Termasuk keghaiban yang tidak
diketahui jin adalah datangnya ajal pada seseorang. Misalnya, kematian Nabi
Sulaiman. Allah berfirman, “Maka tatkala Kami telah menetapkan kematian Sulaiman tidak ada yang menunjukkan kepada mereka kematiannya itu kecuali rayap yang memakan tongkatnya. Maka tatkala ia telah tersungkur, jin baru mengetahuinya. Kalau sekiranya mengetahui hal yang ghaib tentulah mereka tidak tetap dalam siksa yang menghinakan." (QS. Saba’: 14).
Dalam ayat tersebut dijelaskan bahwa
jin tidak mengetahui hal yang ghaib (datangnya ajal Nabi Sulaiman). Maka dari
itu mereka tetap bekerja sebagaimana yang diperintahkan Nabi Sulaiman. Mereka
terus membangun gedung-gedung yang tinggi, patung-patung dan piring-piring yang
(besarnya) seperti kolam dan
periuk-periuk yang tetap (berada diatas tungku), sebagaimana yang dijelaskan
pada ayat sebelumnya. Padahal Nabi Sulaiman telah mati dalam posisi berdiri dan
bersandar pada tongkatnya. Kondisi itu berlangsung hampir satu tahun lamanya.
Para jin itu baru mengetahui
kematian Sulaiman, setelah rayap memakan tongkatnya kemudian Nabi Sulaiman
jatuh tersungkur. lnilah bukti konkrit atas ketidaktahuan jin terhadap
hal yang benar-benar ghaib. Tidak seperti yang dipropagandakan oleh jin kepada
manusia selama ini, sehingga banyak manusia yang mengira bahkan berkeyakinan
bahwa jin adalah makhluk ghaib yang mengetahui segala hal yang ghaib. ltulah
presepsi yang salah kaprah. Lihat Tafsir lbnu Katsir, juz: 3, hal: 535.
Kesimpulanya
:
Jadi, kalau ada dukun yang
berkolaborasi dengan jin. Lalu meramal kejadian ghaib yang akan terjadi, dan
kebetulan ramalan itu cocok. Berarti jin itu telah mencuri keghaiban tersebut
dari langit, kemudian dibisikkan ke telinga si dukun. Aisyah pernah bercerita,
“Ada orang-orang datang ke Rasulullah dan bertanya tentang dukun-dukun.

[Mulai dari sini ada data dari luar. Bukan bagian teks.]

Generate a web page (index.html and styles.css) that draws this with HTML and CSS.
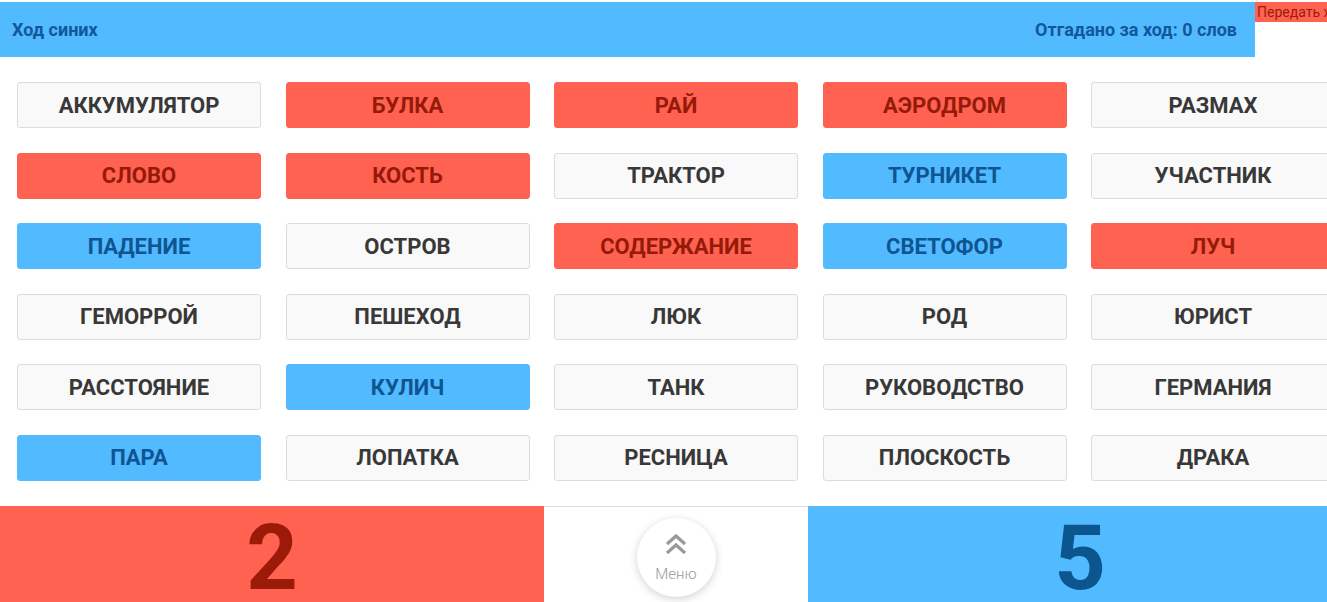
FILE: index.html
```html
<!DOCTYPE html>
<html lang="ru">
<head>
<meta charset="utf-8">
<title>Игра</title>
<link rel="stylesheet" href="styles.css">
</head>
<body>
<div class="page">
  <header class="topbar">
    <div class="status">
      <span class="turn">Ход синих</span>
      <span class="guessed">Отгадано за ход: 0 слов</span>
    </div>
    <button class="pass">Передать ход</button>
  </header>
  <main class="board">
    <div class="card">АККУМУЛЯТОР</div>
    <div class="card red">БУЛКА</div>
    <div class="card red">РАЙ</div>
    <div class="card red">АЭРОДРОМ</div>
    <div class="card">РАЗМАХ</div>
    <div class="card red">СЛОВО</div>
    <div class="card red">КОСТЬ</div>
    <div class="card">ТРАКТОР</div>
    <div class="card blue">ТУРНИКЕТ</div>
    <div class="card">УЧАСТНИК</div>
    <div class="card blue">ПАДЕНИЕ</div>
    <div class="card">ОСТРОВ</div>
    <div class="card red">СОДЕРЖАНИЕ</div>
    <div class="card blue">СВЕТОФОР</div>
    <div class="card red">ЛУЧ</div>
    <div class="card">ГЕМОРРОЙ</div>
    <div class="card">ПЕШЕХОД</div>
    <div class="card">ЛЮК</div>
    <div class="card">РОД</div>
    <div class="card">ЮРИСТ</div>
    <div class="card">РАССТОЯНИЕ</div>
    <div class="card blue">КУЛИЧ</div>
    <div class="card">ТАНК</div>
    <div class="card">РУКОВОДСТВО</div>
    <div class="card">ГЕРМАНИЯ</div>
    <div class="card blue">ПАРА</div>
    <div class="card">ЛОПАТКА</div>
    <div class="card">РЕСНИЦА</div>
    <div class="card">ПЛОСКОСТЬ</div>
    <div class="card">ДРАКА</div>
  </main>
  <footer class="scores">
    <div class="score score-red">2</div>
    <div class="middle">
      <button class="menu">
        <svg class="chev" width="24" height="22" viewBox="0 0 24 22" aria-hidden="true">
          <polyline points="3,11 12,3 21,11" fill="none" stroke="#9a9a9a" stroke-width="3.2"/>
          <polyline points="3,20 12,12 21,20" fill="none" stroke="#9a9a9a" stroke-width="3.2"/>
        </svg>
        <span class="menu-label">Меню</span>
      </button>
    </div>
    <div class="score score-blue">5</div>
  </footer>
</div>
</body>
</html>
```

FILE: styles.css
```css
html, body {
  margin: 0;
  padding: 0;
  overflow: hidden;
  background: #ffffff;
}

.page {
  width: 1352px;
  padding-top: 2px;
  font-family: Roboto, "Liberation Sans", sans-serif;
}

.topbar {
  display: flex;
  height: 55px;
}

.status {
  width: 1255px;
  background: #52baff;
  display: flex;
  align-items: center;
  justify-content: space-between;
  padding: 0 18px 0 12px;
  box-sizing: border-box;
  color: #10589a;
  font-weight: 700;
  font-size: 18px;
}

.pass {
  flex: 1;
  height: 20px;
  margin: 0;
  padding: 0 0 0 2px;
  border: none;
  background: #ff6250;
  color: #9a1c0c;
  font-family: Roboto, "Liberation Sans", sans-serif;
  font-size: 14px;
  text-align: left;
  white-space: nowrap;
  overflow: hidden;
}

.board {
  display: grid;
  grid-template-columns: repeat(5, 1fr);
  column-gap: 24.5px;
  row-gap: 24.5px;
  padding: 25px 17px 25px 17px;
}

.card {
  height: 46px;
  box-sizing: border-box;
  border: 1px solid #dcdcdc;
  border-radius: 3px;
  background: #f9f9f9;
  color: #383838;
  display: flex;
  align-items: center;
  justify-content: center;
  font-weight: 700;
  font-size: 22px;
  letter-spacing: 0;
}

.card.red {
  background: #ff6250;
  border-color: #ff6250;
  color: #951a0a;
}

.card.blue {
  background: #52baff;
  border-color: #52baff;
  color: #0e5592;
}

.scores {
  display: flex;
  height: 96px;
}

.score {
  display: flex;
  align-items: flex-start;
  justify-content: center;
  font-weight: 700;
  font-size: 90px;
  line-height: 80px;
  padding-top: 13px;
  box-sizing: border-box;
}

.score-red {
  width: 544px;
  background: #ff6250;
  color: #9c1a08;
}

.score-blue {
  flex: 1;
  background: #52baff;
  color: #0c5690;
}

.middle {
  width: 264px;
  border-top: 1px solid #dddddd;
  box-sizing: border-box;
  display: flex;
  justify-content: center;
  padding-top: 11px;
}

.menu {
  width: 79px;
  height: 79px;
  border-radius: 50%;
  border: none;
  background: #ffffff;
  box-shadow: 0 2px 9px rgba(0, 0, 0, 0.18);
  display: flex;
  flex-direction: column;
  align-items: center;
  padding: 15px 0 0 0;
  margin: 0;
}

.chev {
  display: block;
}

.menu-label {
  margin-top: 10px;
  font-family: Roboto, "Liberation Sans", sans-serif;
  font-weight: 300;
  font-size: 15px;
  color: #9a9a9a;
}
```
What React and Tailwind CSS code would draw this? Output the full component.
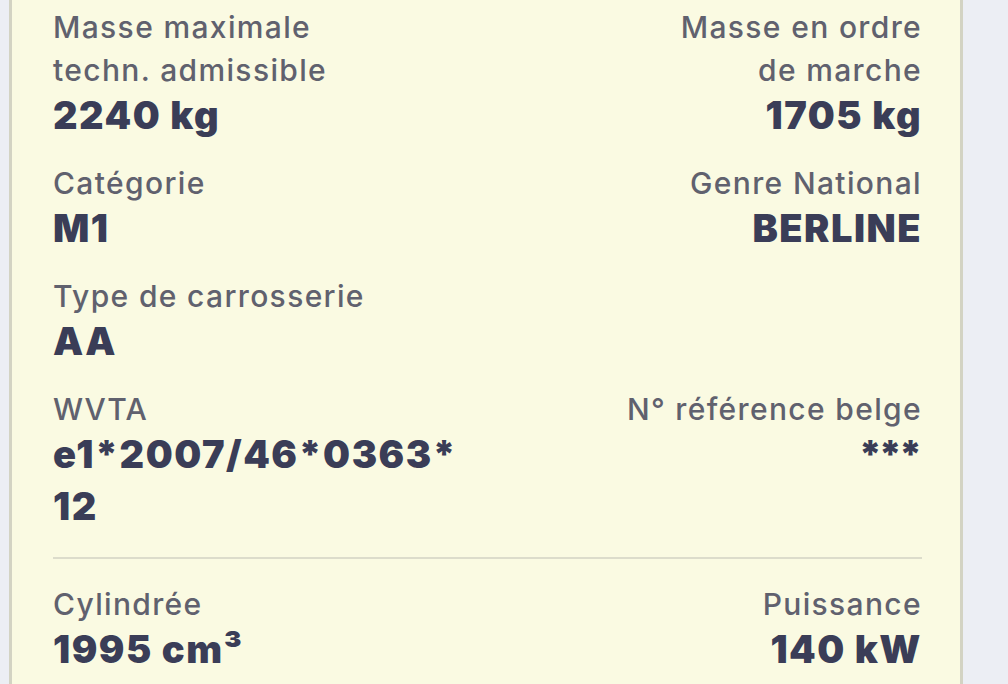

Rasulullah menjawab, "Mereka itu tidak ada apa-apanya”. Lalu ada yang
berkata, “Wahai Rasulullah, sesungguhnya mereka kadangkadang memberitahu kepada
kami berita yang benar-benar terjadi.” Rasulullah menjawab, “Kalimat itu
bersumber dari kebenaran yang telah dicuri jin, kemudian disampaikan ke telinga
walinya (para dukun). Tapi jin telah mencampur kebenaran dengan seratus
kebohongan.” (HR. Bukhari).
Kalau jin juga tidak mengetahui hal-hal
yang ghaib seperti kita, kenapa kita minta bantuannya untuk menyingkap misteri
kehidupan ini? Dan kalau kita mengetahui para dukun itu bekerjasama dengan jin,
kenapa kita terus mendatanginya? Kalau kita sadar bahwa kita ini sebagai umat
Rasulullah, kenapa kita masih mengikuti dukun yang notabene mereka adalah
utusan-utusan syetan di bumi ini.
Allah telah menegaskan dalam
firman-Nya, “(Dialah Allah) yang Maha Mengetahui yang ghaib, maka Dia tidak memperlihatkan kepada seorang pun tentang yang ghaib itu, kecuali kepada rasul yang diridhai-Nya.” (QS. Al-Jin:
26-27).
Al-Qur'an dalam ayat lain juga
mengatakan, “Dan Allah sekali-kali tidak akan memperlihatkan kepada kamu hal-hal yang ghaib, akan tetapi Allah memilih siapa saja yang dikehendaki-Nya diantara rasul-rasul-Nya. Karena itu berimanlah kepada Allah dan rasul-rasul-Nya, dan jika kamu beriman dan bertaqwa maka bagimu pahala yang besar” (QS. AIi lmran: 179).
Semoga yang sedikit ini bermanfaat bagi kita semua, amin.